The full range of create / clone VM options is covered in the documentation here:
https://www.terraform.io/docs/providers/vsphere/r/virtual_machine.html

So, let's create a fresh folder, put the Terraform.exe in it and start over. The three files we'll need to create are listed below with their contents to start you off, then we'll do the same commands "terraform init / plan / apply / destroy" as before and see what happens.

terraform.tfvars

# Top level variables that define the connection to the environment
vsphere_vcenter = "192.168.10.17"
vsphere_user = "administrator@vsphere.local"
vsphere_password = "Get Your Own Password"
vsphere_datacenter = "Labdc"

variables.tf

# Variables
variable "vsphere_vcenter" {}
variable "vsphere_user" {}
variable "vsphere_password" {}
variable "vsphere_datacenter" {}

build.tf

# Configure the VMware vSphere Provider
provider "vsphere" {
    vsphere_server = "${var.vsphere_vcenter}"
    user = "${var.vsphere_user}"
    password = "${var.vsphere_password}"
    allow_unverified_ssl = true
}

data "vsphere_datacenter" "dc" {
  name = "Labdc"
}

data "vsphere_datastore" "datastore" {
  name          = "Datastore0"
  datacenter_id = "${data.vsphere_datacenter.dc.id}"
}

data "vsphere_resource_pool" "pool" {
  name          = "Labcl/Resources"
  datacenter_id = "${data.vsphere_datacenter.dc.id}"
}

data "vsphere_network" "network" {
  name          = "VM Network"
  datacenter_id = "${data.vsphere_datacenter.dc.id}"
}

data "vsphere_virtual_machine" "template" {
  name          = "CentOS"
  datacenter_id = "${data.vsphere_datacenter.dc.id}"
}

resource "vsphere_virtual_machine" "vm" {
  name             = "terraform-test"
  resource_pool_id = "${data.vsphere_resource_pool.pool.id}"
  datastore_id     = "${data.vsphere_datastore.datastore.id}"

  num_cpus = 2
  memory   = 1024
  guest_id = "${data.vsphere_virtual_machine.template.guest_id}"

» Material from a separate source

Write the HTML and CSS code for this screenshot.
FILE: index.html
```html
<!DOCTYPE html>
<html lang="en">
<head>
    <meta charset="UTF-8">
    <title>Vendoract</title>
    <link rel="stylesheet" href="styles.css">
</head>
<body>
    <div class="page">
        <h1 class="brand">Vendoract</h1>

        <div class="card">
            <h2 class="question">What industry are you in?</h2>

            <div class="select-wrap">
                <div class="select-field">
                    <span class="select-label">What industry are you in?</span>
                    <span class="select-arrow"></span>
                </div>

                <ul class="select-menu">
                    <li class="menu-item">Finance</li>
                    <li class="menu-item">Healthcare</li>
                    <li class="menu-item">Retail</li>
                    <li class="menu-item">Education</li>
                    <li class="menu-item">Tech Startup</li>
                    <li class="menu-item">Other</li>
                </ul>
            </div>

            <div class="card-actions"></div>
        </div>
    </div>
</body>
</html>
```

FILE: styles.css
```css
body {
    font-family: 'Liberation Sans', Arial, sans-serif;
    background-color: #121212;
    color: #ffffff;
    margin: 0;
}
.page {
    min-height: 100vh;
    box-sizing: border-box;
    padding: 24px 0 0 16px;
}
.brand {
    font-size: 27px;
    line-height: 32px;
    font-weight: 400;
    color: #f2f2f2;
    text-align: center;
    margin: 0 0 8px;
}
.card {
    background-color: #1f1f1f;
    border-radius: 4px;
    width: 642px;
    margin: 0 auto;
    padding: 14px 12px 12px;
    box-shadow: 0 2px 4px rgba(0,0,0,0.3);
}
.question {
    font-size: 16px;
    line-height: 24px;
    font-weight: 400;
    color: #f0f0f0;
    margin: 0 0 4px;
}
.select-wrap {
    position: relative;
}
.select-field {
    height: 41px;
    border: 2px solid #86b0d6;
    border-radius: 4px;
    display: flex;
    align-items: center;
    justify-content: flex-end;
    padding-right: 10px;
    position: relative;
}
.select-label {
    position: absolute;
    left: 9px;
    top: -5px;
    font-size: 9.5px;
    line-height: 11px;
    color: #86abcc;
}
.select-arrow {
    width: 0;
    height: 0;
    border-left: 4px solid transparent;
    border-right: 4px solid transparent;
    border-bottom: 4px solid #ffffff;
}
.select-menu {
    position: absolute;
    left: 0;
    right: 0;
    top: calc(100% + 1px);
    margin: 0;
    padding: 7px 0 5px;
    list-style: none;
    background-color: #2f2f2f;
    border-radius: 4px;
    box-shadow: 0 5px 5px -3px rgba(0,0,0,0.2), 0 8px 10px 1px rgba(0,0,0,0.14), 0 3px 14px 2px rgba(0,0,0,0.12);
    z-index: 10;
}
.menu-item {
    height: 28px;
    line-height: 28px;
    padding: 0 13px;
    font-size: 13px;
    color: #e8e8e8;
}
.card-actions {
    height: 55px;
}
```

  scsi_type = "${data.vsphere_virtual_machine.template.scsi_type}"

  network_interface {
    network_id   = "${data.vsphere_network.network.id}"
    adapter_type = "${data.vsphere_virtual_machine.template.network_interface_types[0]}"
  }

  disk {
    label            = "disk0"
    size             = "${data.vsphere_virtual_machine.template.disks.0.size}"
    eagerly_scrub    = "${data.vsphere_virtual_machine.template.disks.0.eagerly_scrub}"
    thin_provisioned = "${data.vsphere_virtual_machine.template.disks.0.thin_provisioned}"
  }

  clone {
    template_uuid = "${data.vsphere_virtual_machine.template.id}"

    customize {
      linux_options {
        host_name = "terraform-test"
        domain    = "lab.local"
      }

      network_interface { }

    }
  }
}


Now I don't see people firing up Terraform for one off builds. I see this tool being used as part of an automated strategy where servers are built, updated, destroyed and rebuilt automatically. Someone updates the Template once per week perhaps and someone else may adjust the virtual hardware settings in the build.tf file and next time the automated script runs the environment takes on the new values. This also doesn't address auto-scaling, another level entirely. Your inventory and monitoring solutions should handle these changes with ease.
Of course not all applications will accept this approach and it has to be seamless. But this is a journey so read the book above and see how this approach could be of benefit to you in your particular environment to help stabilise a more agile approach to IT.

In a later post I'll show you Azure in action as that will help coalesce how this tool is more powerful than one which just speaks to a single environment.